§ Description of the task
Collect all the lines that mention the word "this".

^^^^^^^^

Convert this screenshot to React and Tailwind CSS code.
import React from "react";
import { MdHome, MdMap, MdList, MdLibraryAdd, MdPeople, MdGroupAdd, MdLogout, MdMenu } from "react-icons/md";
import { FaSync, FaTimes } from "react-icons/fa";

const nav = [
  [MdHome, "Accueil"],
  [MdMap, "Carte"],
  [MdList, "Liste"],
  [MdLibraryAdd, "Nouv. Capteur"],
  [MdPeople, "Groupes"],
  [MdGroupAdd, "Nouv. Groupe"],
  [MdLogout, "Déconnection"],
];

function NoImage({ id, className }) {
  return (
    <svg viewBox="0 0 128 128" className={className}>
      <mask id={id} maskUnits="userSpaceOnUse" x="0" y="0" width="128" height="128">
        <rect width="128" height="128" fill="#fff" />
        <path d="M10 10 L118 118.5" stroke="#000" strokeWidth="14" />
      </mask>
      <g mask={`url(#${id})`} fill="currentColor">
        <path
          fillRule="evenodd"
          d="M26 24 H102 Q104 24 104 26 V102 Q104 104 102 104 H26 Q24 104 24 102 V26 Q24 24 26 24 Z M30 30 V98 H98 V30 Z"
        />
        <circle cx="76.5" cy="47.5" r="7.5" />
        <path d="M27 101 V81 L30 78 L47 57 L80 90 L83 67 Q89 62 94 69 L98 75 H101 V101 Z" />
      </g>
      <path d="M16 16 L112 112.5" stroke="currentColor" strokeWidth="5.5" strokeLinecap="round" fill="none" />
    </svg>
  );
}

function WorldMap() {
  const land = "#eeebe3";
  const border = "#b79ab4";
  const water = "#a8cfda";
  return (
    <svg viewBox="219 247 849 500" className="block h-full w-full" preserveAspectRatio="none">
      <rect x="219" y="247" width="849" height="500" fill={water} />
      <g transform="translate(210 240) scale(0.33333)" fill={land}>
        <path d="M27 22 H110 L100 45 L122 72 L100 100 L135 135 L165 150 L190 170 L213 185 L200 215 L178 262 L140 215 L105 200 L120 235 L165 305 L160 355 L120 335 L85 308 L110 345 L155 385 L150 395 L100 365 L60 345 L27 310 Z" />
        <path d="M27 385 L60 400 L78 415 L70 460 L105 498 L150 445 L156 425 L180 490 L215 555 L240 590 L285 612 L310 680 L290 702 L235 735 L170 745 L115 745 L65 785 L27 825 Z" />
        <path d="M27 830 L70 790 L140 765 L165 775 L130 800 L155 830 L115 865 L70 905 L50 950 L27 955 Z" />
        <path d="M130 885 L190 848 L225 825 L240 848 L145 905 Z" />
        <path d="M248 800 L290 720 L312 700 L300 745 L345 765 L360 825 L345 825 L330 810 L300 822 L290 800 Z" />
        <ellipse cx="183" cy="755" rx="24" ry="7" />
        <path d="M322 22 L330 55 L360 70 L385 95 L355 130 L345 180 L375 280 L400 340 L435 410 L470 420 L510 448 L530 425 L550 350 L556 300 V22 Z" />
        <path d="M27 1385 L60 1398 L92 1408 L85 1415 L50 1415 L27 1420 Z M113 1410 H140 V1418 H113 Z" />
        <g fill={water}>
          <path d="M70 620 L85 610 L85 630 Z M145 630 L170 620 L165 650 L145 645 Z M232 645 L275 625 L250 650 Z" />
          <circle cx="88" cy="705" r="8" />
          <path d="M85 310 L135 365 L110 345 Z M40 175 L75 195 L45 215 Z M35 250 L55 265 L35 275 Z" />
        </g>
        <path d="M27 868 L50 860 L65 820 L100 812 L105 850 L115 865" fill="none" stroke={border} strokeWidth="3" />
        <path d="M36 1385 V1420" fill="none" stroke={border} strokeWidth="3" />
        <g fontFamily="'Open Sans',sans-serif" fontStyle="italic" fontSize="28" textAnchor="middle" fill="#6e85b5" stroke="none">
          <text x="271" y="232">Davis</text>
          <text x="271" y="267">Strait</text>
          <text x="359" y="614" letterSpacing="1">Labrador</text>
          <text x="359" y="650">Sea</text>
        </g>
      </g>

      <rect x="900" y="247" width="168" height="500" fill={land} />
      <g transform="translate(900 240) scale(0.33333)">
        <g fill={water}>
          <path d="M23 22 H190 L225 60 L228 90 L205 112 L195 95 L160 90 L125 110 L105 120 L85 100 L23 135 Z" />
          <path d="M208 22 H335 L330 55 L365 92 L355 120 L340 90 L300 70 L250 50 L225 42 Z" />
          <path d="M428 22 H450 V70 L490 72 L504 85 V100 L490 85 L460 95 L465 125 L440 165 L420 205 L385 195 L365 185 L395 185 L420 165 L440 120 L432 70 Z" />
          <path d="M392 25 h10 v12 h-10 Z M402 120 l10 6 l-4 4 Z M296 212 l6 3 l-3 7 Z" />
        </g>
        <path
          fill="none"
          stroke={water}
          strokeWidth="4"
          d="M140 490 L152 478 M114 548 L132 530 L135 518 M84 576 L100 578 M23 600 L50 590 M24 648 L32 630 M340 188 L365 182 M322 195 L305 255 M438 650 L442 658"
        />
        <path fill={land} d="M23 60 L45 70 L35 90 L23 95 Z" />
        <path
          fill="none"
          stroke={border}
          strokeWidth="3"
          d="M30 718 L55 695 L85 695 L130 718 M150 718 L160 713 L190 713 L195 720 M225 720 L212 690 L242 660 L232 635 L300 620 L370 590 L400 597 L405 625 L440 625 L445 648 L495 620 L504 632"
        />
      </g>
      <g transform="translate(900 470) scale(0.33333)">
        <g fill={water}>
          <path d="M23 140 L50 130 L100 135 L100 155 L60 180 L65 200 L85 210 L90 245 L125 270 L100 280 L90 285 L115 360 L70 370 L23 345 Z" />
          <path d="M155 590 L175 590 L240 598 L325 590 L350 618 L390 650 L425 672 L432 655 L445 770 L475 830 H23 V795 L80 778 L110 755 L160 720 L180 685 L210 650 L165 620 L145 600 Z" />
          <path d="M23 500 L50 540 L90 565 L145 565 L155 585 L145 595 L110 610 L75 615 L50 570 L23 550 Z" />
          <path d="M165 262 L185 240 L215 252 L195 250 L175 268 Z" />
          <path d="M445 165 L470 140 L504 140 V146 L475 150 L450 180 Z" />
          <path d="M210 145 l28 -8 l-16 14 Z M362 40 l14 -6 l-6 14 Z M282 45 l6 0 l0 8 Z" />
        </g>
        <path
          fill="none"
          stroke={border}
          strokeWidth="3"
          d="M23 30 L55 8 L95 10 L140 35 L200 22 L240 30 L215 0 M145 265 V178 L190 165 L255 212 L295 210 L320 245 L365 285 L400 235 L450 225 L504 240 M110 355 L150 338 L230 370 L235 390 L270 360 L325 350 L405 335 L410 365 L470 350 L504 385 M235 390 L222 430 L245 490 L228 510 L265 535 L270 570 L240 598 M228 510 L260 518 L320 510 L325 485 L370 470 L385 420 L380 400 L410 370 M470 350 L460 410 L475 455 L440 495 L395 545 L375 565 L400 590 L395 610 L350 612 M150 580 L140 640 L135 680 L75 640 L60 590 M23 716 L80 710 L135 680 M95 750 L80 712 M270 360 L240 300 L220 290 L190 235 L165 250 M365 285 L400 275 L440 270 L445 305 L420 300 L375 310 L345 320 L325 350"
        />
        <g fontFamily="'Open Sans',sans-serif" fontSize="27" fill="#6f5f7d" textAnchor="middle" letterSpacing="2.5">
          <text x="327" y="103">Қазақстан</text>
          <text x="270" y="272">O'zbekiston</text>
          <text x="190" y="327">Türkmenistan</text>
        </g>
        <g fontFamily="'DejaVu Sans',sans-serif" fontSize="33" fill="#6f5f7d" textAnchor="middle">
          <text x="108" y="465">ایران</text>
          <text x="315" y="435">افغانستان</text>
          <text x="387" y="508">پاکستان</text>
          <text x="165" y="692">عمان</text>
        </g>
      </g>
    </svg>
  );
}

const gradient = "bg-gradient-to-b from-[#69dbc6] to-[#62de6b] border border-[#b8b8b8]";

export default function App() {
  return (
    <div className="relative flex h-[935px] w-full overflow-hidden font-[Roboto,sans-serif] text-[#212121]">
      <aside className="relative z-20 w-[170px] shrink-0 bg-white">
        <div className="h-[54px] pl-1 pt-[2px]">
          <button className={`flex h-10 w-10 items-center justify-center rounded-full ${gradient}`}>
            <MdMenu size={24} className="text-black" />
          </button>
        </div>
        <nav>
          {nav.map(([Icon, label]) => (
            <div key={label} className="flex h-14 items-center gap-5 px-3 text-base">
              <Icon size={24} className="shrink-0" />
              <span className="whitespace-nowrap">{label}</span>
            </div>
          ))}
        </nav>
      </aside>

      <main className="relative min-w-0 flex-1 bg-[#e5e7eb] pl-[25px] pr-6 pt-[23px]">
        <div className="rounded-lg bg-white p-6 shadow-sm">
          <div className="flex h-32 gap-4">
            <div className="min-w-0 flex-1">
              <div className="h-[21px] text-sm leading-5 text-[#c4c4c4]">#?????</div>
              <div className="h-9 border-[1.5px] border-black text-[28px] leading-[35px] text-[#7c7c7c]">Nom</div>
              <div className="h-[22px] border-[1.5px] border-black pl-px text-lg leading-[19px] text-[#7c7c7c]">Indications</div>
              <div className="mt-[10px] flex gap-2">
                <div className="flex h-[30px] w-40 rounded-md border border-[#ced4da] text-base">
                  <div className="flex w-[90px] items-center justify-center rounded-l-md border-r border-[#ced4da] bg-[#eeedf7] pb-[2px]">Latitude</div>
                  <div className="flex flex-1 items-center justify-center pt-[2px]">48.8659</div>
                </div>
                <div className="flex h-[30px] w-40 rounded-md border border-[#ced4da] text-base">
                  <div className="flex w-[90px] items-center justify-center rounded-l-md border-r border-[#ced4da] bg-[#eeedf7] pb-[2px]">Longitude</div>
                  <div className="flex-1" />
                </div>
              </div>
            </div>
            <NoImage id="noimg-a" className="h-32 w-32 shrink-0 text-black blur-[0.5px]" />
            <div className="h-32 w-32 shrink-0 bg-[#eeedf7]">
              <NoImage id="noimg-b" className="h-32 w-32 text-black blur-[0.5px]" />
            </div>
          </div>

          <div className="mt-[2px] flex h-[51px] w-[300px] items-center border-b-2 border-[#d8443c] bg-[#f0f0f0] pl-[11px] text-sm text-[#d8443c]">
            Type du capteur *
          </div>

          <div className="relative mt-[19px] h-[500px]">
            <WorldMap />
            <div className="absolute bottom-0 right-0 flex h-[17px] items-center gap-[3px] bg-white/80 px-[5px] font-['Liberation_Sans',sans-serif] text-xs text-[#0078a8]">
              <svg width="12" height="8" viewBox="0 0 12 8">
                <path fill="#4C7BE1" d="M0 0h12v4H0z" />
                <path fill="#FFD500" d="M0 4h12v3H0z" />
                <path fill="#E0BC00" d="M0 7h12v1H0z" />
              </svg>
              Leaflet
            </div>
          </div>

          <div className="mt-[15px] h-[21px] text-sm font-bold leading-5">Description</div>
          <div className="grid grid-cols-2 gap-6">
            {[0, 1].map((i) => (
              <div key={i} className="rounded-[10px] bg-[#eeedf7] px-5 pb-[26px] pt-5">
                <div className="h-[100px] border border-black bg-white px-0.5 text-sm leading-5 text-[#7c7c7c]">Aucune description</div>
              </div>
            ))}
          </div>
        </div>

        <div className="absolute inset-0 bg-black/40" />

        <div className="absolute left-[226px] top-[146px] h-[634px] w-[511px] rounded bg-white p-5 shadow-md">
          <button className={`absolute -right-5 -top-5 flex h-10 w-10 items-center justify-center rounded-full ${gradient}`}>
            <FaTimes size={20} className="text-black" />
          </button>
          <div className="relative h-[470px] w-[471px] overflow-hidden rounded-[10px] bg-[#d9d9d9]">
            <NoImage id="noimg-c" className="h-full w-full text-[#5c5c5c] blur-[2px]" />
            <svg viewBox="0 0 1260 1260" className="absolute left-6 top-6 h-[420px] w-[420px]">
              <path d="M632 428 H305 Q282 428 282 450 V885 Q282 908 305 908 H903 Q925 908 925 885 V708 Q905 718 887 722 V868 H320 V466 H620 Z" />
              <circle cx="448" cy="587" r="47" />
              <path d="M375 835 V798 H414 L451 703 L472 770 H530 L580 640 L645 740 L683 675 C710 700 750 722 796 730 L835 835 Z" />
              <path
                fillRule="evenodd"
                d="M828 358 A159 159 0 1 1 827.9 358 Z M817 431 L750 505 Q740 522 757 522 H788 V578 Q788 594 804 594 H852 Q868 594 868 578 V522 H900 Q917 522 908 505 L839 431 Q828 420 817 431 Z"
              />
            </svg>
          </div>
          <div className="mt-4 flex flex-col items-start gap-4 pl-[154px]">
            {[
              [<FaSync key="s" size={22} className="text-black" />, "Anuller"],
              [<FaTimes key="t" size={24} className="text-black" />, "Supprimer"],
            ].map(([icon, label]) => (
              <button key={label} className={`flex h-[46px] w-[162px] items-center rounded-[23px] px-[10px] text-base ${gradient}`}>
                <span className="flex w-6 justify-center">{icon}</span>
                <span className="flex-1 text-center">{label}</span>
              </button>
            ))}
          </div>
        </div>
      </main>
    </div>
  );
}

^^^^^^^^

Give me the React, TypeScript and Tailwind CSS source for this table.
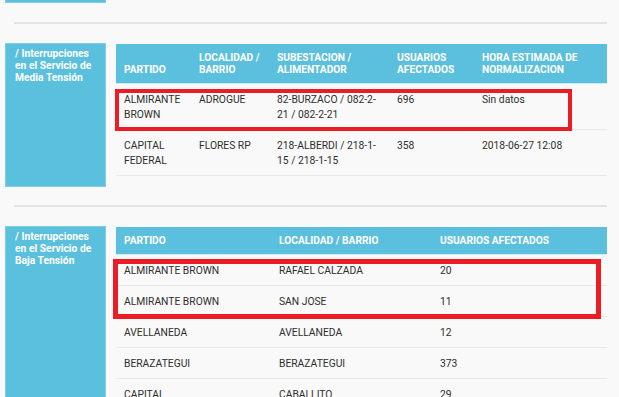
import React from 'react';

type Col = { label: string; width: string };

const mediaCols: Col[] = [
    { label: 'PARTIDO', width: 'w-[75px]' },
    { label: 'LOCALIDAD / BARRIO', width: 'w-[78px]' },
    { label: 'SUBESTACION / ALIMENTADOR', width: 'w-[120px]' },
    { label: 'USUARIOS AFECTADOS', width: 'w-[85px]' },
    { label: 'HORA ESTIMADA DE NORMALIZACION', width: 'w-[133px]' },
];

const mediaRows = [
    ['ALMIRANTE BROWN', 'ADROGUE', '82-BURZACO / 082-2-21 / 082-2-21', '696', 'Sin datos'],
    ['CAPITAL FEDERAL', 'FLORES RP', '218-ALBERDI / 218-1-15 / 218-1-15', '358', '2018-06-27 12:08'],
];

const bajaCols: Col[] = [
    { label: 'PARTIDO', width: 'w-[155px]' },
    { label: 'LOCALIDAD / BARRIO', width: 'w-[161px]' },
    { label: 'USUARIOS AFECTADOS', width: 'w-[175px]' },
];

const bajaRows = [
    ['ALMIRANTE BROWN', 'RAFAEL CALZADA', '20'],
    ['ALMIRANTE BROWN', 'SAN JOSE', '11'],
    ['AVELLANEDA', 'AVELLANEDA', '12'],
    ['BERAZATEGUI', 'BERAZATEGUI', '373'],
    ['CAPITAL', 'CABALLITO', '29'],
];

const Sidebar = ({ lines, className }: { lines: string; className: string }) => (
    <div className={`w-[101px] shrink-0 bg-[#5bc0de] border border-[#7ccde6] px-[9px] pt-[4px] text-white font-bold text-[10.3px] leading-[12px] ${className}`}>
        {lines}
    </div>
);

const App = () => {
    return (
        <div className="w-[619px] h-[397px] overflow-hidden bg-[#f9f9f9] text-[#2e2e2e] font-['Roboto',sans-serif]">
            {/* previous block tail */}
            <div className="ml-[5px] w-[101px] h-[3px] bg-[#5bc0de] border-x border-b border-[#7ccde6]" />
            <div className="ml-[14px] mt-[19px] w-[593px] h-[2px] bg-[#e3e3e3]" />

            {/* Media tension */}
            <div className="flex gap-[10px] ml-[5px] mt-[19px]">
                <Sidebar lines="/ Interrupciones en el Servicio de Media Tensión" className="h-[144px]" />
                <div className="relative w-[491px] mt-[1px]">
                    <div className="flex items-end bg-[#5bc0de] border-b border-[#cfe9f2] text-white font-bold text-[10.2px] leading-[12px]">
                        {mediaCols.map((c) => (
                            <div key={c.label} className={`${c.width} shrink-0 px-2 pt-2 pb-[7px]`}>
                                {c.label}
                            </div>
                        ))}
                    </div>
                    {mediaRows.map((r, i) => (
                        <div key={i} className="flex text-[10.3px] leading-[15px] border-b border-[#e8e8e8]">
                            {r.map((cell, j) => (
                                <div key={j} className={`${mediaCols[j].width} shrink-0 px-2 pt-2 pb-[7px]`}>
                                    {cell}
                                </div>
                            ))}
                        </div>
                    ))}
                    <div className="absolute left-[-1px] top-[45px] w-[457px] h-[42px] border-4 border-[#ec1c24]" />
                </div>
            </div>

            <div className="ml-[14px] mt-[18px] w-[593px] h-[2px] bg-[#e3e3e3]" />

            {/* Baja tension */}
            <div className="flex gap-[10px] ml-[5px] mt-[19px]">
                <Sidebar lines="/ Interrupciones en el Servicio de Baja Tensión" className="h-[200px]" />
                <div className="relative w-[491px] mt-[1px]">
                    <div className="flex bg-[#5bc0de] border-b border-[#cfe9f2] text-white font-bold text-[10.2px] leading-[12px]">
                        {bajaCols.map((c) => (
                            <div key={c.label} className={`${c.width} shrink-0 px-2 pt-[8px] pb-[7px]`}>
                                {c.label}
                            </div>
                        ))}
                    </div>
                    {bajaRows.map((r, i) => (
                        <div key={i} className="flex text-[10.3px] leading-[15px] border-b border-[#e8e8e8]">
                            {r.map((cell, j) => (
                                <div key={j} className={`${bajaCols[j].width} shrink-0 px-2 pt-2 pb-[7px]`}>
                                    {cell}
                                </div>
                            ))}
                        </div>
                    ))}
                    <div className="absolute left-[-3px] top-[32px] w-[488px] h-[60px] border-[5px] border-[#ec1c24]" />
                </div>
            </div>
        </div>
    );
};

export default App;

^^^^^^^^

§ Output of the exercise
Convert this screenshot to React and Tailwind CSS code.
Give me the React, TypeScript and Tailwind CSS source for this table.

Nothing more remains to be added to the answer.